The value is used to set YARN’s ApplicationSubmissionContext.setQueue.

spark.yarn.jars

spark.yarn.jars is the location of the Spark jars.

--conf spark.yarn.jar=hdfs://master:8020/spark/spark-assembly-2.0.0-hadoop2.7.2.jar
spark.yarn.jar setting is deprecated as of Spark 2.0.

spark.yarn.report.interval

spark.yarn.report.interval (default: 1s) is the interval (in milliseconds) between reports of the current application status.

It is used in Client.monitorApplication.

spark.yarn.dist.jars

spark.yarn.dist.jars (default: empty) is a collection of additional jars to distribute.

spark.yarn.dist.files

spark.yarn.dist.files (default: empty) is a collection of additional files to distribute.

spark.yarn.dist.archives

spark.yarn.dist.archives (default: empty) is a collection of additional archives to distribute.

spark.yarn.principal

spark.yarn.principal — See the corresponding --principal command-line option for spark-submit.

spark.yarn.keytab

spark.yarn.keytab — See the corresponding --keytab command-line option for spark-submit.

spark.yarn.submit.file.replication

spark.yarn.submit.file.replication is the replication factor (number) for files uploaded by Spark to HDFS.

spark.yarn.config.gatewayPath

spark.yarn.config.gatewayPath (default: null) is the root of configuration paths that is present on gateway nodes, and will be replaced with the corresponding path in cluster machines.

spark.yarn.config.replacementPath

spark.yarn.config.replacementPath (default: null) is the path to use as a replacement for spark.yarn.config.gatewayPath when launching processes in the YARN cluster.

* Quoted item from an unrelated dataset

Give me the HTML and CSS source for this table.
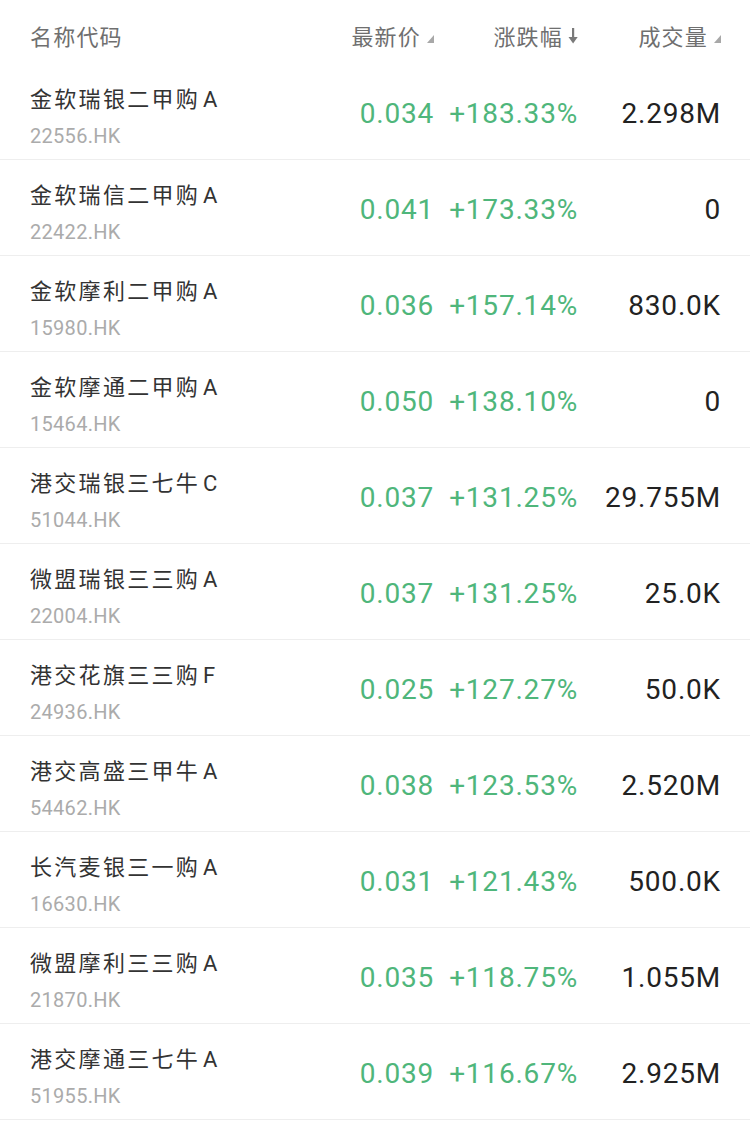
FILE: index.html
```html
<!DOCTYPE html>
<html lang="zh-CN">
<head>
<meta charset="utf-8">
<link rel="stylesheet" href="styles.css">
</head>
<body>
<div class="table">
  <div class="head">
    <div class="h-name">名称代码</div>
    <div class="h-col">最新价<span class="tri"></span></div>
    <div class="h-col">涨跌幅<svg class="arrow" width="10" height="16" viewBox="0 0 10 16"><rect x="4" y="0" width="2.2" height="11" fill="#7a7a7a"/><path d="M0.5 9 L9.7 9 L5.1 15.5 Z" fill="#7a7a7a"/></svg></div>
    <div class="h-col">成交量<span class="tri"></span></div>
  </div>

  <div class="row"><div class="name"><div class="title">金软瑞银二甲购<span class="suf">A</span></div><div class="code">22556.HK</div></div><div class="num up">0.034</div><div class="num up">+183.33%</div><div class="num vol">2.298M</div></div>
  <div class="row"><div class="name"><div class="title">金软瑞信二甲购<span class="suf">A</span></div><div class="code">22422.HK</div></div><div class="num up">0.041</div><div class="num up">+173.33%</div><div class="num vol">0</div></div>
  <div class="row"><div class="name"><div class="title">金软摩利二甲购<span class="suf">A</span></div><div class="code">15980.HK</div></div><div class="num up">0.036</div><div class="num up">+157.14%</div><div class="num vol">830.0K</div></div>
  <div class="row"><div class="name"><div class="title">金软摩通二甲购<span class="suf">A</span></div><div class="code">15464.HK</div></div><div class="num up">0.050</div><div class="num up">+138.10%</div><div class="num vol">0</div></div>
  <div class="row"><div class="name"><div class="title">港交瑞银三七牛<span class="suf">C</span></div><div class="code">51044.HK</div></div><div class="num up">0.037</div><div class="num up">+131.25%</div><div class="num vol">29.755M</div></div>
  <div class="row"><div class="name"><div class="title">微盟瑞银三三购<span class="suf">A</span></div><div class="code">22004.HK</div></div><div class="num up">0.037</div><div class="num up">+131.25%</div><div class="num vol">25.0K</div></div>
  <div class="row"><div class="name"><div class="title">港交花旗三三购<span class="suf">F</span></div><div class="code">24936.HK</div></div><div class="num up">0.025</div><div class="num up">+127.27%</div><div class="num vol">50.0K</div></div>
  <div class="row"><div class="name"><div class="title">港交高盛三甲牛<span class="suf">A</span></div><div class="code">54462.HK</div></div><div class="num up">0.038</div><div class="num up">+123.53%</div><div class="num vol">2.520M</div></div>
  <div class="row"><div class="name"><div class="title">长汽麦银三一购<span class="suf">A</span></div><div class="code">16630.HK</div></div><div class="num up">0.031</div><div class="num up">+121.43%</div><div class="num vol">500.0K</div></div>
  <div class="row"><div class="name"><div class="title">微盟摩利三三购<span class="suf">A</span></div><div class="code">21870.HK</div></div><div class="num up">0.035</div><div class="num up">+118.75%</div><div class="num vol">1.055M</div></div>
  <div class="row"><div class="name"><div class="title">港交摩通三七牛<span class="suf">A</span></div><div class="code">51955.HK</div></div><div class="num up">0.039</div><div class="num up">+116.67%</div><div class="num vol">2.925M</div></div>
</div>
</body>
</html>
```
FILE: styles.css
```css
html, body {
  margin: 0;
  padding: 0;
  background: #ffffff;
}
body {
  font-family: Roboto, "Noto Sans CJK SC", sans-serif;
  width: 750px;
  height: 1121px;
  overflow: hidden;
}
.table {
  display: flex;
  flex-direction: column;
}
.head,
.row {
  display: grid;
  grid-template-columns: 1fr 110px 144px 143px;
  padding: 0 29px 0 30px;
}
.head {
  height: 64px;
  align-items: center;
  padding-top: 5px;
  box-sizing: border-box;
  font-family: "Noto Sans CJK SC", sans-serif;
  font-size: 22px;
  color: #6f6f6f;
  letter-spacing: 1.2px;
}
.h-col {
  display: flex;
  justify-content: flex-end;
  align-items: center;
}
.tri {
  width: 0;
  height: 0;
  border-style: solid;
  border-width: 0 0 8px 7px;
  border-color: transparent transparent #a8a8a8 transparent;
  margin-left: 6px;
  margin-top: 9px;
}
.arrow {
  margin-left: 5px;
  margin-top: 2px;
}
.row {
  height: 96px;
  box-sizing: border-box;
  border-bottom: 1px solid #eeeeee;
  align-items: center;
}
.name {
  align-self: stretch;
  display: flex;
  flex-direction: column;
  padding-top: 18px;
  gap: 7px;
}
.title {
  font-family: "Noto Sans CJK SC", sans-serif;
  font-size: 22px;
  line-height: 30px;
  color: #333333;
  letter-spacing: 2.3px;
}
.suf {
  font-family: Roboto, sans-serif;
  margin-left: 3px;
}
.code {
  font-size: 20px;
  line-height: 28px;
  color: #ababab;
  letter-spacing: 0.3px;
}
.num {
  text-align: right;
  font-size: 28px;
  line-height: 34px;
  font-weight: 450;
  letter-spacing: 0.8px;
  padding-top: 5px;
}
.up {
  color: #4fb67b;
}
.vol {
  color: #222222;
}
```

spark.yarn.historyServer.address

spark.yarn.historyServer.address is the optional address of the History Server.

spark.yarn.access.namenodes

spark.yarn.access.namenodes (default: empty) is a list of extra NameNode URLs for which to request delegation tokens. The NameNode that hosts fs.defaultFS does not need to be listed here.

spark.yarn.cache.types

spark.yarn.cache.types is an internal setting…​

spark.yarn.cache.visibilities

spark.yarn.cache.visibilities is an internal setting…​

spark.yarn.cache.timestamps

spark.yarn.cache.timestamps is an internal setting…​

spark.yarn.cache.filenames

spark.yarn.cache.filenames is an internal setting…​

spark.yarn.cache.sizes

spark.yarn.cache.sizes is an internal setting…​

spark.yarn.cache.confArchive

spark.yarn.cache.confArchive is an internal setting…​

spark.yarn.secondary.jars

spark.yarn.secondary.jars is…​

spark.yarn.executor.nodeLabelExpression

spark.yarn.executor.nodeLabelExpression is a node label expression for executors.

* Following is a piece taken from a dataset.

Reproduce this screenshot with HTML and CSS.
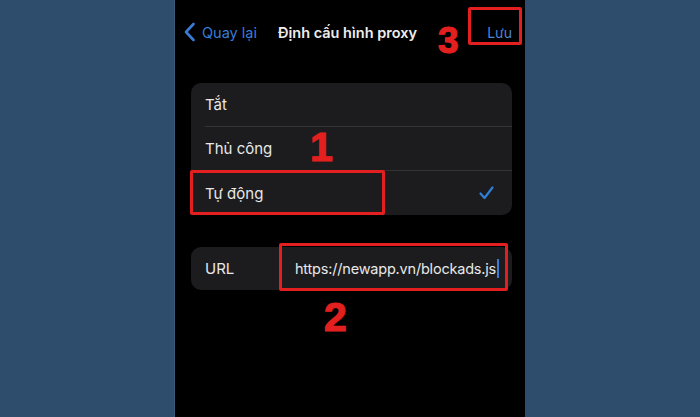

spark.yarn.containerLauncherMaxThreads

spark.yarn.containerLauncherMaxThreads (default: 25)…​FIXME

spark.yarn.executor.failuresValidityInterval

spark.yarn.executor.failuresValidityInterval (default: -1L) is an interval (in milliseconds) after which Executor failures will be considered independent and not accumulate towards the attempt count.

spark.yarn.submit.waitAppCompletion

spark.yarn.submit.waitAppCompletion (default: true) is a flag to control whether to wait for the application to finish before exiting the launcher process in cluster mode.

spark.yarn.am.cores

spark.yarn.am.cores (default: 1) sets the number of CPU cores for ApplicationMaster’s JVM.

spark.yarn.driver.memoryOverhead

spark.yarn.driver.memoryOverhead (in MiBs)

spark.yarn.am.memoryOverhead

spark.yarn.am.memoryOverhead (in MiBs)

spark.yarn.am.memory

spark.yarn.am.memory (default: 512m) sets the memory size of ApplicationMaster’s JVM (in MiBs)

spark.yarn.stagingDir

spark.yarn.stagingDir is a staging directory used while submitting applications.

spark.yarn.preserve.staging.files

spark.yarn.preserve.staging.files (default: false) controls whether to preserve temporary files in a staging directory (as pointed by spark.yarn.stagingDir).

spark.yarn.credentials.file

spark.yarn.credentials.file …​

spark.yarn.launchContainers

spark.yarn.launchContainers (default: true) is a flag used for testing only so YarnAllocator does not run launch ExecutorRunnables on allocated YARN containers.